<<<<

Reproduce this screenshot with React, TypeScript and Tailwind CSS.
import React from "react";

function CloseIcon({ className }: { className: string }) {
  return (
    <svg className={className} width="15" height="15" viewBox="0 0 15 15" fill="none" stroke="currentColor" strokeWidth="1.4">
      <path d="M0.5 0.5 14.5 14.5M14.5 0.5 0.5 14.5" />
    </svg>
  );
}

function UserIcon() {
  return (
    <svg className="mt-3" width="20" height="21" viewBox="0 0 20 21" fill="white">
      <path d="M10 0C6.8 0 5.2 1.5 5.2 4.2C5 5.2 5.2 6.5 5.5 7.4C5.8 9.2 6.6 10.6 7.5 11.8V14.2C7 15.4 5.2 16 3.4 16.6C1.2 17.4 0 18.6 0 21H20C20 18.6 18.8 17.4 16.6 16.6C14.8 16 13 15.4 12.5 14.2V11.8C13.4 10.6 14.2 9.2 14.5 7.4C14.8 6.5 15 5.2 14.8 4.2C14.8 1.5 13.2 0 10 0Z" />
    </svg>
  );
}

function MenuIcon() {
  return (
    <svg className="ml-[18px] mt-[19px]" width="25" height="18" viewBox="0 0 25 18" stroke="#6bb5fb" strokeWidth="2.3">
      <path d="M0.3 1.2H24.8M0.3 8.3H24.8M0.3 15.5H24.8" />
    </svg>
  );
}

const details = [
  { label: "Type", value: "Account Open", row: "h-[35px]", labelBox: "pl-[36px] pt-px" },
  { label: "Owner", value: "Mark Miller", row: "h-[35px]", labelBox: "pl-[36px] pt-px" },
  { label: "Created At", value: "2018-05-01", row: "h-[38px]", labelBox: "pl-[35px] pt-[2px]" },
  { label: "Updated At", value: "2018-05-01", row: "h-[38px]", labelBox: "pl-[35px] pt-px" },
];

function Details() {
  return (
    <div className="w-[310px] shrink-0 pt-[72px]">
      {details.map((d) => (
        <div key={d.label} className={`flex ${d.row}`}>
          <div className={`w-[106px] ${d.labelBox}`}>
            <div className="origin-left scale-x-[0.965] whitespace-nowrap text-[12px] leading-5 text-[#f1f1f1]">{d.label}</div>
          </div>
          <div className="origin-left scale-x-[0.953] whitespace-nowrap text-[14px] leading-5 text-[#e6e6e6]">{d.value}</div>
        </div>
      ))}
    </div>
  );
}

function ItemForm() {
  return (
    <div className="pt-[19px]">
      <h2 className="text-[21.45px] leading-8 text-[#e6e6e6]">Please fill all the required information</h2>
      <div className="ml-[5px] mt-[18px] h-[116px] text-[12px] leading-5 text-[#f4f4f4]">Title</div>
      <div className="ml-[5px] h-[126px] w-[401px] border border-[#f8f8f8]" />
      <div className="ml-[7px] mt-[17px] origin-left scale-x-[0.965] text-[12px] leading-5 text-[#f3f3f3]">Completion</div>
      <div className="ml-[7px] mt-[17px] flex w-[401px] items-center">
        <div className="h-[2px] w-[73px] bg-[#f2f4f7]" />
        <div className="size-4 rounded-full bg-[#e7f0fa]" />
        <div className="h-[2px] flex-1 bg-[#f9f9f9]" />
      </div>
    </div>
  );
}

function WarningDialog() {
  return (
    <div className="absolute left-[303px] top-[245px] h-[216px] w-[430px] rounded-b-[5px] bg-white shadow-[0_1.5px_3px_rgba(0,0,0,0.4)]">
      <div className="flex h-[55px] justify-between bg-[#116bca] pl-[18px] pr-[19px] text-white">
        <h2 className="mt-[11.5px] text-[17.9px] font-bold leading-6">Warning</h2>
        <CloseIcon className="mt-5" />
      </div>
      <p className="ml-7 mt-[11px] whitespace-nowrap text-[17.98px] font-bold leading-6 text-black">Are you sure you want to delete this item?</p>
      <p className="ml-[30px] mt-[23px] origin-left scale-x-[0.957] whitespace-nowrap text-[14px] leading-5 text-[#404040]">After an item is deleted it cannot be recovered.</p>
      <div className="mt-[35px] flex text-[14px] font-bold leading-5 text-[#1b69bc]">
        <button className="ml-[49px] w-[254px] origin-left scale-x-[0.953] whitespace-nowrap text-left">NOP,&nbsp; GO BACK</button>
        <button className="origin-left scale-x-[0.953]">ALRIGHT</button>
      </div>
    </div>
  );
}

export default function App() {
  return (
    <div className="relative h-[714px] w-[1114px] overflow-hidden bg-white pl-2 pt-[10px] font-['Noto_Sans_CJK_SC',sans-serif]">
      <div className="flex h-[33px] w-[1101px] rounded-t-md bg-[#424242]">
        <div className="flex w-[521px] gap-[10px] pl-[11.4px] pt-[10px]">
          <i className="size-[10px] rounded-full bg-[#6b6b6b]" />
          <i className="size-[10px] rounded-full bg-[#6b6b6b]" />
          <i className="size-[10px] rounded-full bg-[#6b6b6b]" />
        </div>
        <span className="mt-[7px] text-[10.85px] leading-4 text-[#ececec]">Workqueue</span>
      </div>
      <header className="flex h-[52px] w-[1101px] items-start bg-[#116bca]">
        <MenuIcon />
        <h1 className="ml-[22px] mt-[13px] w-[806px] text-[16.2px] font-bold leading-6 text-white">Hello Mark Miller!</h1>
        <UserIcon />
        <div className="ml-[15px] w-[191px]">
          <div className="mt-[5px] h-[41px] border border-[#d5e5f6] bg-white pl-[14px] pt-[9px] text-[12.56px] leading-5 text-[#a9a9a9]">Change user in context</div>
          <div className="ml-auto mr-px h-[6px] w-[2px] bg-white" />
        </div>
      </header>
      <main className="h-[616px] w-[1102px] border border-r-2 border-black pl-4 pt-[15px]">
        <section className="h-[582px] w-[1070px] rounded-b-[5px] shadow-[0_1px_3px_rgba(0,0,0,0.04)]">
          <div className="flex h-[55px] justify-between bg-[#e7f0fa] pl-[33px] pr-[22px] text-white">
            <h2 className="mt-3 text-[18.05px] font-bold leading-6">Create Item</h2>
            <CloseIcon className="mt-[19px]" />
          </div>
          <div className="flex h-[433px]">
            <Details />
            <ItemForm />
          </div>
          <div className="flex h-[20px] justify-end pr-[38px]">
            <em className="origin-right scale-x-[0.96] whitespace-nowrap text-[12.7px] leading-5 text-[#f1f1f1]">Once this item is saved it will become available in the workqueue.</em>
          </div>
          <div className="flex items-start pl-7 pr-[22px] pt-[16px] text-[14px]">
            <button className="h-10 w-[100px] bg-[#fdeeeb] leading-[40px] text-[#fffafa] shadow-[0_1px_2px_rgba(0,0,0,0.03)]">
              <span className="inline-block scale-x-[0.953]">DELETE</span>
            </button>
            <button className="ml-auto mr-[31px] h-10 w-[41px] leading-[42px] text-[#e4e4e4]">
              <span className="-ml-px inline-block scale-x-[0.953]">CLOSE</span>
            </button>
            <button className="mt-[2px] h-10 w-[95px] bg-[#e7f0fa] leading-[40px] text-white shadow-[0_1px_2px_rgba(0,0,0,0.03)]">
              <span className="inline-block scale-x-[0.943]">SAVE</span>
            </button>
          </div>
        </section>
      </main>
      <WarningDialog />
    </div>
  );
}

>>>>

▶ _Goal of the exercise_: Write out, exactly and with nothing else, the lines of the listing above from its first line through the line with "import React from".

▶ _Final result_:
Reproduce this screenshot with React, TypeScript and Tailwind CSS.
import React from "react";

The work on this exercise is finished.